Today I have had two analogue-digital clashes. Or perhaps digital loops that had to pass through an analogue phase
I went to the bank to get a print out of all the transactions on my account recently – so I could notify them of the fraudulent ones. You would think that i could tell a bank employee which ones are fraudulent and they would ‘mark them’ on my account electronically and then investigate. Nooo… I get a form that I must fill with a pen writing out each fraudulent transaction.
Then I have to come back tomorrow when the guy who can notarize them is there to mail the documents into the bank. It will then take them 15 days to even look at my claim – more time to investigate and no money is returned until they complete investigating…potentially a month or more away. Meanwhile I am out $2800.

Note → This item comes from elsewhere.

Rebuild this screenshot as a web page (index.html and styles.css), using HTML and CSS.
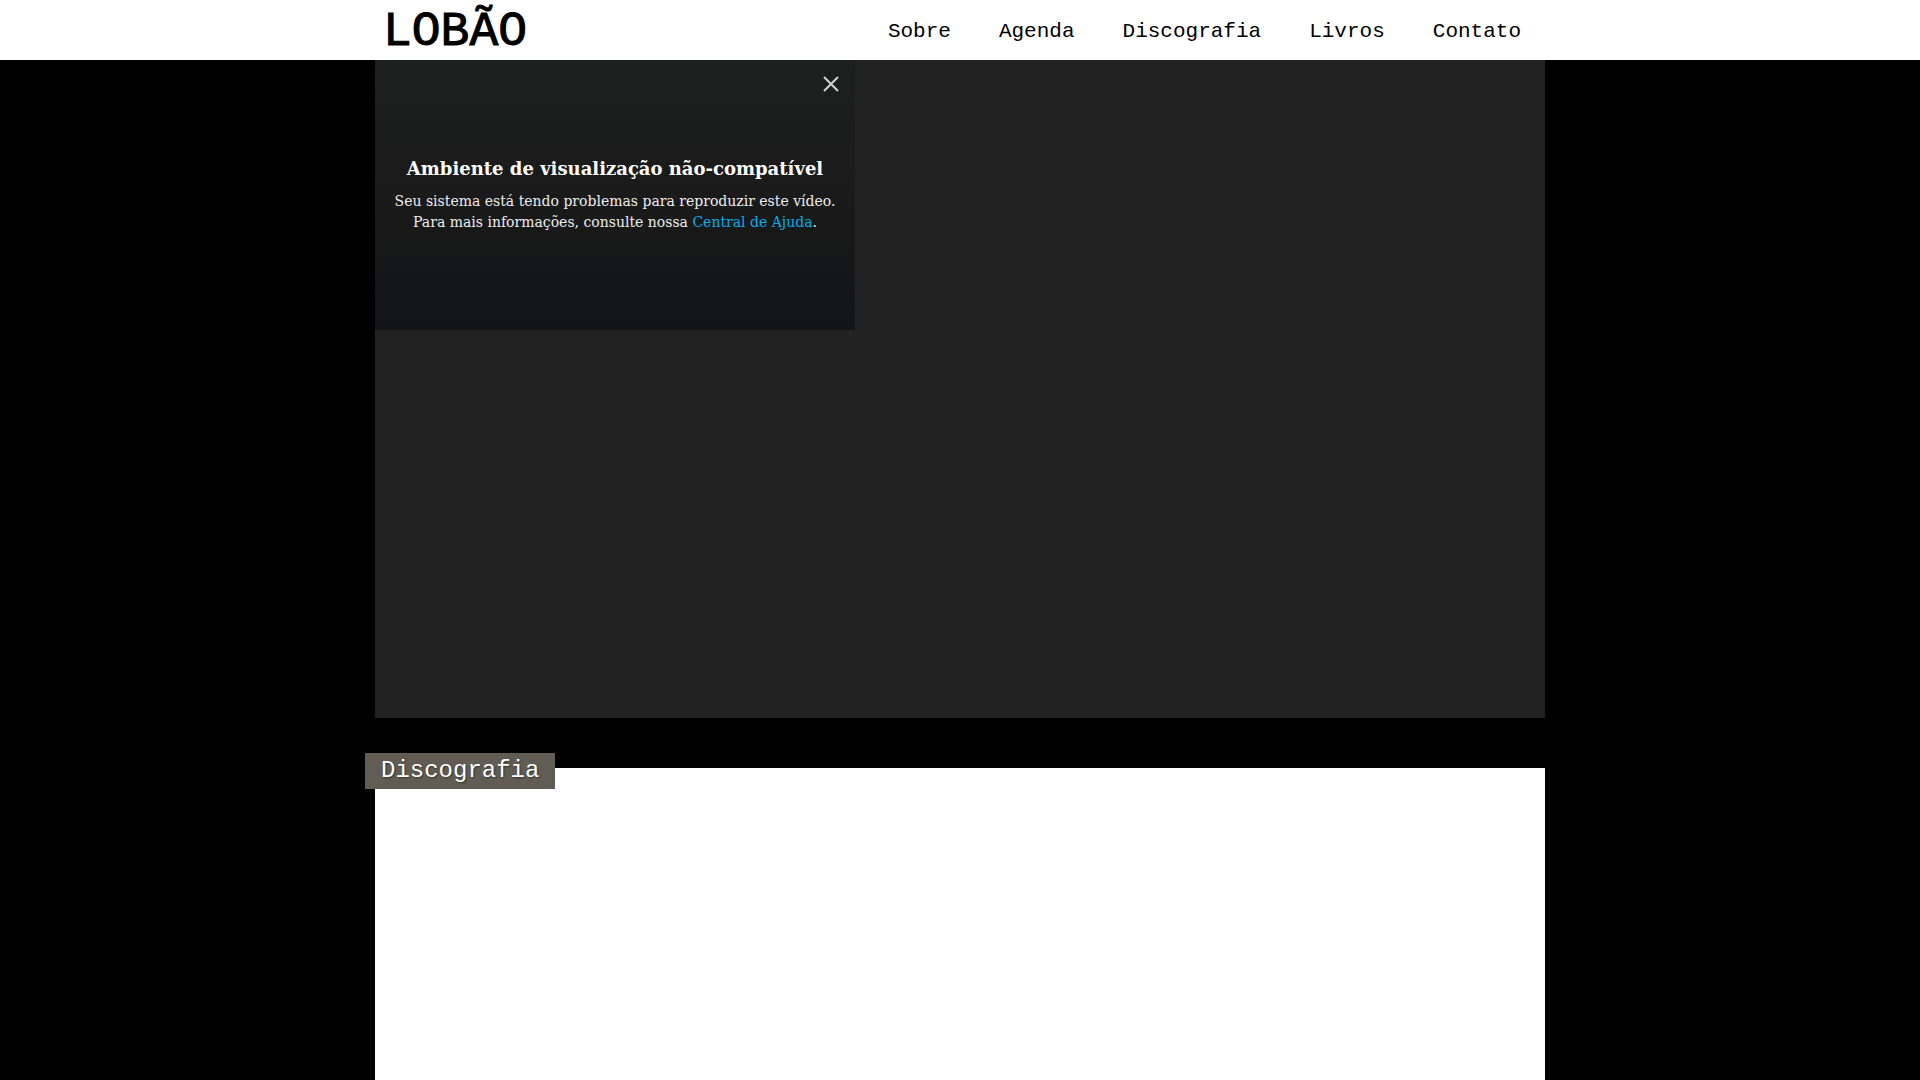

Second clash. I did some work for PR company. They call me last week and leave a message that says…call us back. I really don’t like voicemails like that you have to write the number down. Then punch it back in to call them. I figured it was about my SSN for taxes. I changed my voicemail message that said if you really want me to call you back you have to e-mail me and left my e-mail address. So today I get this e-mail that is a W9 that i have to fill out and sign and fax back to her. Shouldn’t you be able to submit this to the company in some electronic way and then be assured they destroy this information (revocation) so it is not floating around forever in there accounting system. Not yet apparently. So first I fill out the PDF boxes then print it out to sign it. I don’t have a fax machine. So Then I scan in back into my computer and send her the JPEG.
Ross Mayfield said at an event last year that 50% of the economy was transaction costs. These experiences both have a lot of cost associated with just doing the transactions. We as a digital identity community need to address real costs baked into the system that are not working for people or organizations.